I'm not going to begrudge these kids a short cut. Oh no. I hated that when I was a lazy preteen. I couldn't cut through at all....so I allow leeway.

I however don't allow the following. (And if for some reason you move into my neighborhood and have a tween/teen? Inform your children about my rules and point out my house.) Thanks so much.

THE RULES OF THE TEEPANTS YARD

1: Under NO circumstance are you allowed on my deck or my play equipment in the middle of the night. My homeowners insurance doesn't cover stupid ass kids falling off the monkey bars in the dark. So I would have to pay out of pocket.

2: You are NOT allowed to try and have sex under my deck at dusk. I CAN see you dumb asses. I watch tv downstairs at PRIMETIME and you are right in front of the window. Just because you are under a deck, doesn't mean you can "go at it" like the rabbits who really live under there. Plus, I don't want to explain what you are doing to my kids. And that loud knock on the glass you heard......means get the fuck out!

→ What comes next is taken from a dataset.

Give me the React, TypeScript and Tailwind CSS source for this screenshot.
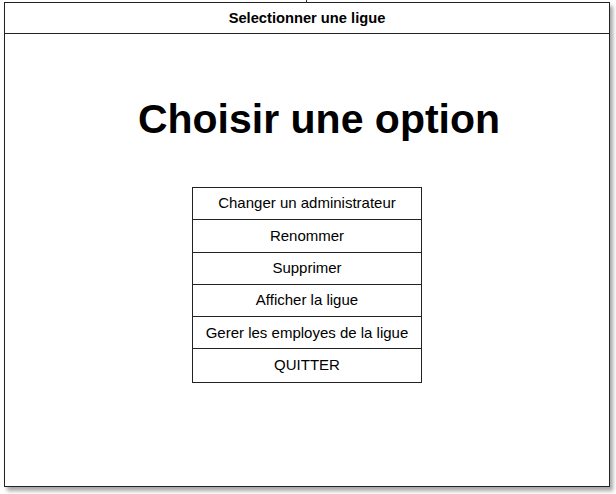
import React from "react";

const items = [
  "Changer un administrateur",
  "Renommer",
  "Supprimer",
  "Afficher la ligue",
  "Gerer les employes de la ligue",
  "QUITTER",
];

export default function App() {
  return (
    <div
      className="relative w-[616px] h-[494px] bg-white overflow-hidden"
      style={{ fontFamily: '"Liberation Sans", Arial, sans-serif' }}
    >
      <div className="absolute left-[306px] top-0 w-px h-[3px] bg-[#333]" />
      <div className="ml-[4px] mt-[2px] w-[606px] h-[485px] border border-[#222] bg-white flex flex-col shadow-[3px_4px_4px_rgba(0,0,0,0.35)]">
        <div className="h-[31px] border-b border-[#222] flex items-center justify-center text-[14.7px] font-bold text-black">
          Selectionner une ligue
        </div>
        <div className="flex flex-col items-center">
          <h1 className="mt-[62px] ml-[24px] text-[41px] leading-[46px] font-bold text-black">
            Choisir une option
          </h1>
          <div className="mt-[45px] w-[230px] border border-[#222] flex flex-col">
            {items.map((t, i) => (
              <div
                key={t}
                className={
                  "h-[32.3px] flex items-center justify-center text-[15px] text-black " +
                  (i < items.length - 1 ? "border-b border-[#222]" : "")
                }
              >
                {t}
              </div>
            ))}
          </div>
        </div>
      </div>
    </div>
  );
}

3: I WILL yell at you to "get out of my yard!" if in fact you are cutting though it, yelling like assholes at each other, in the middle of the night, under my 4 and 6 year olds open windows, in spring/summer/open window times. Didn't your parents teach you ANY manners? Next time I will FOR SURE bring you into my home and make you put my kids back to bed. P.S. yelling like that for an hour and a half once it's past 11 PM, will also get you the same result.

*sidenote: I do however like to hear whispering to each other, IN THE STREET, once I have told you to stay out to, "stay out of that yard you guys."

4: I DO know who you are. If you break these rules, I WILL talk to your parents.

In return, I will watch for the following.

Eggs, Toilet paper, and flaming bags of shit on my front step. But then again....rule number 4 will be in full effect. And most likely, unless your parents are complete donkeys, you will have to clean up the mess.

This concludes my rant.

3 comments:

Jilly said...

Someone TP'd the big tree in our front yard, lit the TP on fire, and banged on our front door to inform us of the light show in our front yard. Let's not forget there is a six foot deep hole in our front yard (and every other front yard for that matter) with exposed gas lines. All happened last night at 11:00. I have NEVER seen Nick so mad!

SJT said...

Ok...you win.

Kathy said...

Neighbors, enjoying our "sleep with the windows open weather" thought Nick was yelling at G. sorry G.